Additionally this season, Mr. Gerstein performs Busoni’s epic Piano Concerto with the Boston Symphony Orchestra led by Sakari Oramo (and returns in the 2018-19 season to play the world premiere of a BSO-commissioned piano concerto by the orchestra’s first-ever artistic partner, Thomas Adès), Gershwin’s Rhapsody in Blue in the original jazz band version and Schoenberg’s Piano Concerto with the Cleveland Orchestra led by James Gaffigan, and both Gershwin’s Piano Concerto in F and Rhapsody in Blue with the St. Louis Symphony conducted by David Robertson to be recorded for future release. He also returns to the New Jersey, San Diego, and Vancouver Symphonies, performs recitals in Washington DC at the Kennedy Center, Chicago presented by the Chicago Symphony Orchestra, and Seattle, and joins the Hagen Quartet for chamber music concerts at Zankel Hall in New York and at Duke University. In Europe, Mr. Gerstein performs Tchaikovsky’s Piano Concertos Nos. 2 and 3 as part of Semyon Bychkov’s Tchaikovsky festival with the BBC Symphony Orchestra, and plays with the Brno Philharmonic, Deutches-Symphonie-Orchester Berlin, Göttinger Symphonie Orchester, Hamburger Symphoniker, Helsinki Philharmonic, and Luzerner Sinfonieorchester.
Recent engagements have included performances with the Los Angeles and New York Philharmonics, the Philadelphia and Minnesota Orchestras, and the Atlanta, Baltimore, Boston, Chicago, Cincinnati, Dallas, Detroit, Houston Indianapolis, Montreal, St. Louis, San Francisco and Toronto symphonies, among others. He has appeared at Tanglewood with the Boston Symphony, and at the Aspen Music Festival, Santa Fe Chamber Music Festival, Chicago’s Grant Park, Blossom with the Cleveland Orchestra, and with the Philadelphia Orchestra at the Bravo! Vail Valley Festival, Mann Music Center and Saratoga. Internationally, he has played with such prominent European orchestras as the Berlin, Czech, Munich, Rotterdam and London Philharmonics, the City of Birmingham Symphony Orchestra, Dresden Staatskappelle, Finnish Radio Orchestra, Royal Concertgebouw, Tonkünstler Orchestra Vienna, WDR Symphony Orchestra Cologne and the Zurich Tonhalle, as well as with the NHK Symphony Orchestra in Tokyo. He has performed recitals in Paris, Prague, Hamburg, London’s Wigmore Hall and Queen Elizabeth Hall, and at the Liszt Academy in Budapest. He made his Salzburg Festival debut playing solo and two piano works with Andras Schiff and has also appeared at the Lucerne and Jerusalem Chamber Music Festivals as well as at the Proms in London.

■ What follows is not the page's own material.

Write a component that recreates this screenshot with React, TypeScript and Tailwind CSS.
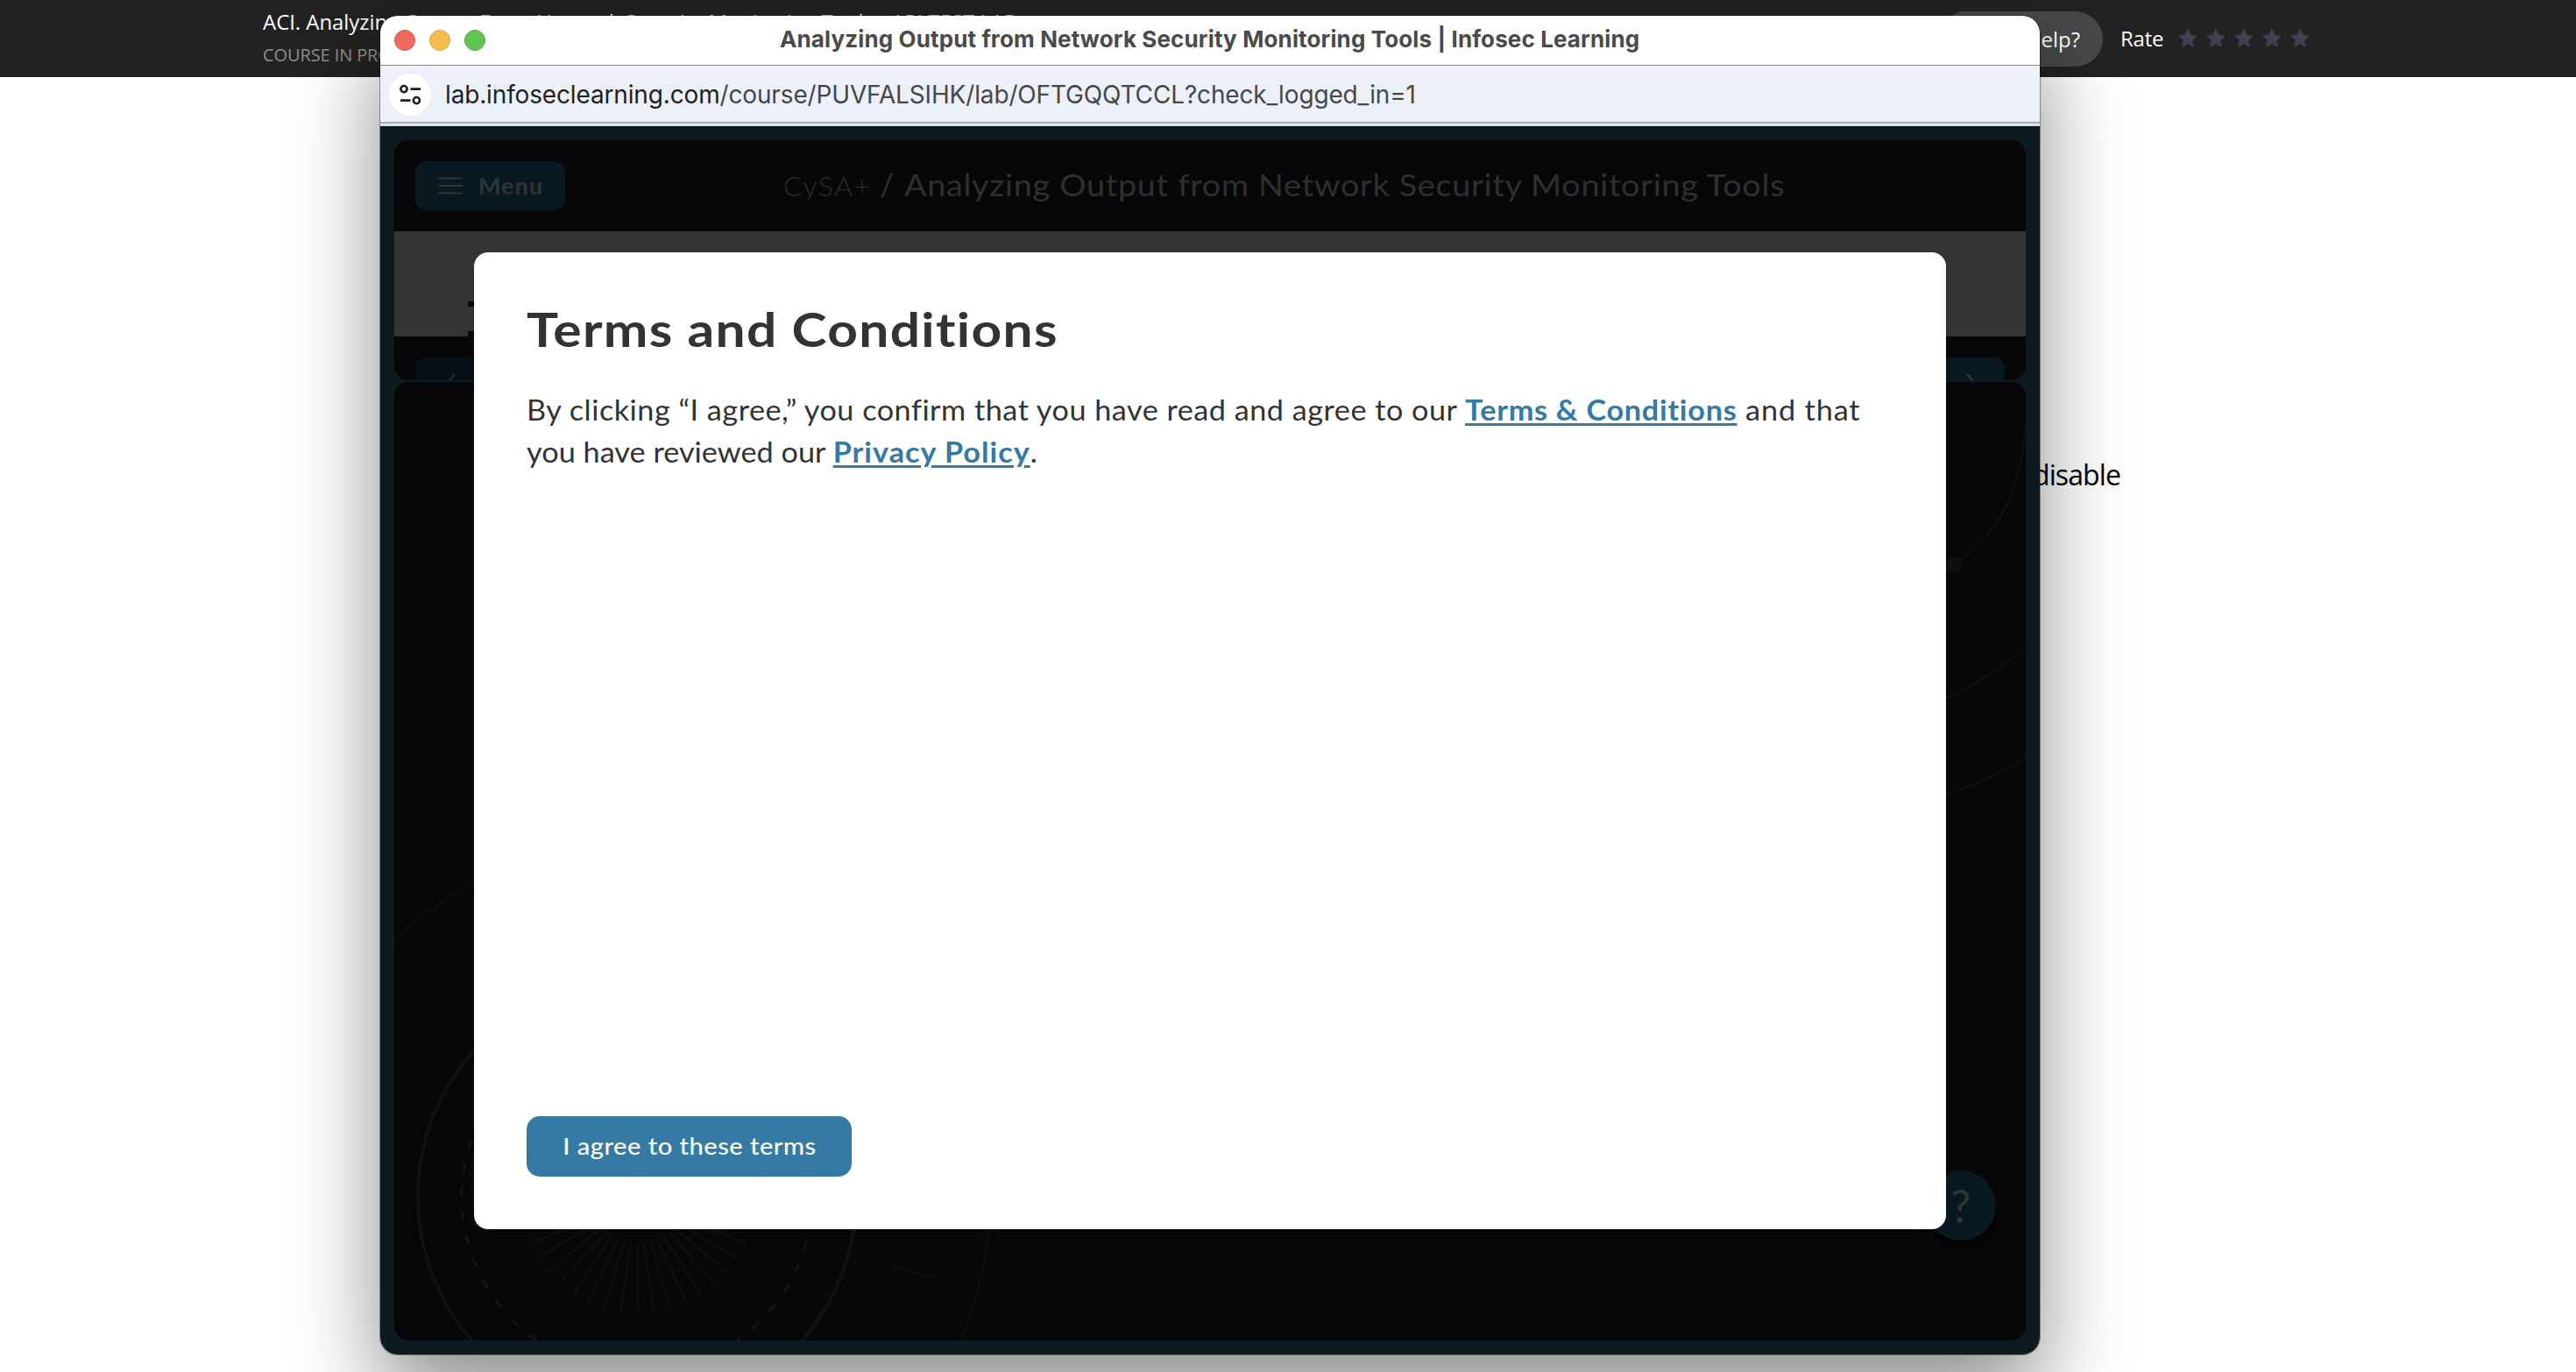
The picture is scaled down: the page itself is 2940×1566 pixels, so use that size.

Born in 1979 in Voronezh, in southwestern Russia, Mr. Gerstein studied piano at a special music school for gifted children and while studying classical music, taught himself to play jazz by listening to his parents’ extensive record collection. After coming to the attention of vibraphonist Gary Burton, who was performing at a music festival in the Soviet Union, Mr. Gerstein came to the United States at 14 to study jazz piano as the youngest student ever to attend Boston’s Berklee College of Music. After completing his studies in three years and following his second summer at the Boston University program at Tanglewood, Mr. Gerstein turned his focus back to classical music and moved to New York City to attend the Manhattan School of Music, where he studied with Solomon Mikowsky and earned both Bachelors and Masters of Music degrees by the age of 20. He continued his studies in Madrid with Dmitri Bashkirov and in Budapest with Ferenc Rados. An American citizen since 2003, Mr. Gerstein now divides his time between the United States and Germany.